Security
Man-in-the-Middle Attack
Also known as: MITM, On-Path Attack, Adversary-in-the-Middle
Intercepts communication between two parties who believe they're talking directly. TLS encryption and certificate validation are the primary defenses.
In a MITM attack, the attacker positions themselves between two communicating parties — intercepting, reading, and potentially modifying traffic before forwarding it. Neither party realizes the communication is being intercepted.
Common attack scenarios
ARP spoofing — on a local network, the attacker sends falsified ARP packets associating their MAC address with a legitimate IP address (typically the default gateway). Traffic intended for the gateway flows through the attacker's machine instead.
DNS spoofing — the attacker corrupts DNS responses to direct traffic to a malicious server instead of the intended destination. Combined with a fake certificate, this can intercept HTTPS traffic.
Rogue Wi-Fi access points — the attacker creates a fake Wi-Fi network with a name similar to a legitimate one. Devices that connect have all their traffic routed through the attacker's infrastructure.
SSL stripping — the attacker intercepts an HTTPS request and proxies it as HTTP between themselves and the server, while maintaining HTTPS between themselves and the client.
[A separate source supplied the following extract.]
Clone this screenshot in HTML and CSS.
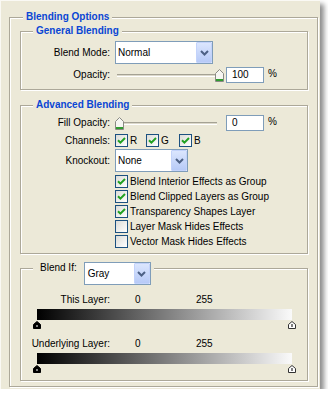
FILE: index.html
```html
<!DOCTYPE html>
<html lang="en">
<head>
    <meta charset="UTF-8">
    <meta name="viewport" content="width=device-width, initial-scale=1.0">
    <title>Blending Options</title>
    <link rel="stylesheet" href="styles.css">
</head>
<body>
    <div class="panel">
        <fieldset class="group outer">
            <legend>Blending Options</legend>

            <!-- General -->
            <fieldset class="group general">
                <legend>General Blending</legend>
                <div class="row">
                    <span class="lbl">Blend Mode:</span>
                    <div class="select mode">
                        <span>Normal</span>
                        <span class="drop"><svg width="9" height="6" viewBox="0 0 9 6"><path d="M1 1l3.5 3.5L8 1" fill="none" stroke="#4d6185" stroke-width="2"/></svg></span>
                    </div>
                </div>
                <div class="row slide-row">
                    <span class="lbl">Opacity:</span>
                    <div class="slider">
                        <div class="track"></div>
                        <svg class="thumb" style="left:100px" width="9" height="13" viewBox="0 0 9 13"><path d="M.5 12.5v-8l4-4 4 4v8z" fill="#f6f6f2" stroke="#8a8a84"/><path d="M1 10h7v2H1z" fill="#2f9c2f"/></svg>
                    </div>
                    <div class="num">100</div>
                    <span class="pct">%</span>
                </div>
            </fieldset>

            <!-- Advanced -->
            <fieldset class="group advanced">
                <legend>Advanced Blending</legend>
                <div class="row slide-row">
                    <span class="lbl">Fill Opacity:</span>
                    <div class="slider">
                        <div class="track"></div>
                        <svg class="thumb" style="left:0px" width="9" height="13" viewBox="0 0 9 13"><path d="M.5 12.5v-8l4-4 4 4v8z" fill="#f6f6f2" stroke="#8a8a84"/><path d="M1 10h7v2H1z" fill="#2f9c2f"/></svg>
                    </div>
                    <div class="num">0</div>
                    <span class="pct">%</span>
                </div>
                <div class="row channels">
                    <span class="lbl">Channels:</span>
                    <label class="check chan-r"><span class="cb"><svg width="9" height="9" viewBox="0 0 9 9"><path d="M1 4.2l2.4 2.4L8 2" fill="none" stroke="#21a121" stroke-width="2"/></svg></span><span class="txt">R</span></label>
                    <label class="check chan-g"><span class="cb"><svg width="9" height="9" viewBox="0 0 9 9"><path d="M1 4.2l2.4 2.4L8 2" fill="none" stroke="#21a121" stroke-width="2"/></svg></span><span class="txt">G</span></label>
                    <label class="check"><span class="cb"><svg width="9" height="9" viewBox="0 0 9 9"><path d="M1 4.2l2.4 2.4L8 2" fill="none" stroke="#21a121" stroke-width="2"/></svg></span><span class="txt">B</span></label>
                </div>
                <div class="row knock-row">
                    <span class="lbl">Knockout:</span>
                    <div class="select knock">
                        <span>None</span>
                        <span class="drop"><svg width="9" height="6" viewBox="0 0 9 6"><path d="M1 1l3.5 3.5L8 1" fill="none" stroke="#4d6185" stroke-width="2"/></svg></span>
                    </div>
                </div>
                <div class="list">
                    <label class="check"><span class="cb"><svg width="9" height="9" viewBox="0 0 9 9"><path d="M1 4.2l2.4 2.4L8 2" fill="none" stroke="#21a121" stroke-width="2"/></svg></span><span class="txt">Blend Interior Effects as Group</span></label>
                    <label class="check"><span class="cb"><svg width="9" height="9" viewBox="0 0 9 9"><path d="M1 4.2l2.4 2.4L8 2" fill="none" stroke="#21a121" stroke-width="2"/></svg></span><span class="txt">Blend Clipped Layers as Group</span></label>
                    <label class="check"><span class="cb"><svg width="9" height="9" viewBox="0 0 9 9"><path d="M1 4.2l2.4 2.4L8 2" fill="none" stroke="#21a121" stroke-width="2"/></svg></span><span class="txt">Transparency Shapes Layer</span></label>
                    <label class="check"><span class="cb"></span><span class="txt">Layer Mask Hides Effects</span></label>
                    <label class="check"><span class="cb"></span><span class="txt">Vector Mask Hides Effects</span></label>
                </div>
            </fieldset>

            <!-- Blend If -->
            <fieldset class="group blendif">
                <legend>
                    <span>Blend If:</span>
                    <div class="select gray">
                        <span>Gray</span>
                        <span class="drop"><svg width="9" height="6" viewBox="0 0 9 6"><path d="M1 1l3.5 3.5L8 1" fill="none" stroke="#4d6185" stroke-width="2"/></svg></span>
                    </div>
                </legend>
                <div class="brow">
                    <span class="lbl">This Layer:</span>
                    <span class="v0">0</span>
                    <span>255</span>
                </div>
                <div class="bar"></div>
                <div class="thumbs">
                    <svg width="8" height="8" viewBox="0 0 8 8"><path d="M.5 7.5v-4l3.5-3 3.5 3v4z" fill="#000" stroke="#000"/><path d="M3.5 4h1v2h-1z" fill="#fff"/></svg>
                    <svg width="8" height="8" viewBox="0 0 8 8"><path d="M.5 7.5v-4l3.5-3 3.5 3v4z" fill="#fff" stroke="#333"/><path d="M3.5 3h1v3h-1z" fill="#000"/></svg>
                </div>
                <div class="brow second">
                    <span class="lbl">Underlying Layer:</span>
                    <span class="v0">0</span>
                    <span>255</span>
                </div>
                <div class="bar"></div>
                <div class="thumbs">
                    <svg width="8" height="8" viewBox="0 0 8 8"><path d="M.5 7.5v-4l3.5-3 3.5 3v4z" fill="#000" stroke="#000"/><path d="M3.5 4h1v2h-1z" fill="#fff"/></svg>
                    <svg width="8" height="8" viewBox="0 0 8 8"><path d="M.5 7.5v-4l3.5-3 3.5 3v4z" fill="#fff" stroke="#333"/><path d="M3.5 3h1v3h-1z" fill="#000"/></svg>
                </div>
            </fieldset>
        </fieldset>
    </div>
</body>
</html>
```

FILE: styles.css
```css
* {
    box-sizing: border-box;
}
body {
    margin: 0;
    background: #fff;
    font-family: "Liberation Sans", Arial, sans-serif;
    font-size: 10px;
    line-height: 12px;
    color: #000;
}
.panel {
    width: 320px;
    height: 389px;
    padding: 10px 2px 2px 8px;
    background: #ece9d8;
    border-top: 1px solid #faf9f4;
    border-left: 1px solid #faf9f4;
    box-shadow: 4px 4px 5px rgba(0,0,0,0.45);
}
.group {
    margin: 0;
    padding: 4px 0 6px 0;
    min-width: 0;
    border: 1px solid #aca899;
    box-shadow: inset 1px 1px 0 #fff, 1px 1px 0 #fff;
}
.group legend {
    margin-left: 12px;
    padding: 0 3px;
    background: #ece9d8;
    color: #0a46d4;
    font-weight: bold;
    line-height: 12px;
}
.outer {
    padding: 2px 9px 5px 10px;
}
.outer > legend {
    margin-left: 3px;
}
.advanced {
    margin-top: 9px;
    padding-bottom: 5px;
}
.blendif {
    margin-top: 8px;
    padding: 20px 0 7px 0;
}
.blendif legend {
    display: flex;
    align-items: flex-start;
    height: 12px;
    padding: 0 3px 0 7px;
    color: #000;
    font-weight: normal;
}
.row {
    display: flex;
    align-items: center;
}
.lbl {
    width: 89px;
    margin-right: 5px;
    text-align: right;
    white-space: nowrap;
}
.slide-row {
    height: 16px;
    margin-top: 3px;
}
.advanced .slide-row {
    margin-top: 0;
}
.select {
    display: flex;
    align-items: center;
    height: 23px;
    padding-left: 2px;
    border: 1px solid #7f9db9;
    background: #fff;
}
.select .drop {
    display: flex;
    align-items: center;
    justify-content: center;
    width: 16px;
    height: 21px;
    margin-left: auto;
    border: 1px solid #c3d3fb;
    border-radius: 1px;
    background: linear-gradient(#dbe6fe, #b7caf7);
}
.mode {
    width: 98px;
}
.knock {
    width: 73px;
}
.gray {
    width: 67px;
    margin-left: 7px;
    padding-left: 3px;
}
.slider {
    position: relative;
    width: 109px;
    height: 13px;
    padding-top: 5px;
    margin-right: 2px;
}
.track {
    height: 3px;
    margin: 0 7px 0 2px;
    background: #dcd9cb;
    border-top: 1px solid #a5a294;
    border-bottom: 1px solid #fff;
}
.thumb {
    position: absolute;
    top: 0;
}
.num {
    width: 38px;
    height: 16px;
    padding-left: 5px;
    border: 1px solid #7f9db9;
    background: #fff;
    line-height: 14px;
}
.pct {
    margin-left: 4px;
    margin-top: -3px;
}
.channels {
    height: 13px;
    margin-top: 3px;
}
.check {
    display: flex;
    align-items: center;
    height: 13px;
}
.chan-r {
    width: 31px;
}
.chan-g {
    width: 33px;
}
.cb {
    display: flex;
    align-items: center;
    justify-content: center;
    width: 13px;
    height: 13px;
    border: 1px solid #1c5180;
    background: linear-gradient(135deg, #dcdcd7, #fff);
}
.check .txt {
    margin-left: 2px;
    white-space: nowrap;
}
.knock-row {
    margin-top: 2px;
}
.list {
    margin-left: 94px;
    padding-top: 1px;
}
.list .check {
    margin-top: 2px;
}
.brow {
    display: flex;
    height: 12px;
}
.brow.second {
    margin-top: 9px;
}
.v0 {
    width: 61px;
    margin-left: 20px;
}
.bar {
    width: 255px;
    height: 11px;
    margin: 3px 0 0 16px;
    background: linear-gradient(to right, #000, #fafafa);
}
.thumbs {
    display: flex;
    justify-content: space-between;
    width: 263px;
    height: 9px;
    margin-left: 12px;
    padding-top: 1px;
}
```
HSTS and certificate pinning prevent this.
Defense
TLS with valid certificates is the primary defense — it ensures you're actually talking to the server you intend to, and encrypts the traffic even if it's intercepted. HSTS prevents SSL stripping. Certificate pinning in applications prevents fraudulent certificates. For network-level attacks, 802.1X prevents rogue devices from joining your network, and VPN encryption protects traffic even on untrusted networks.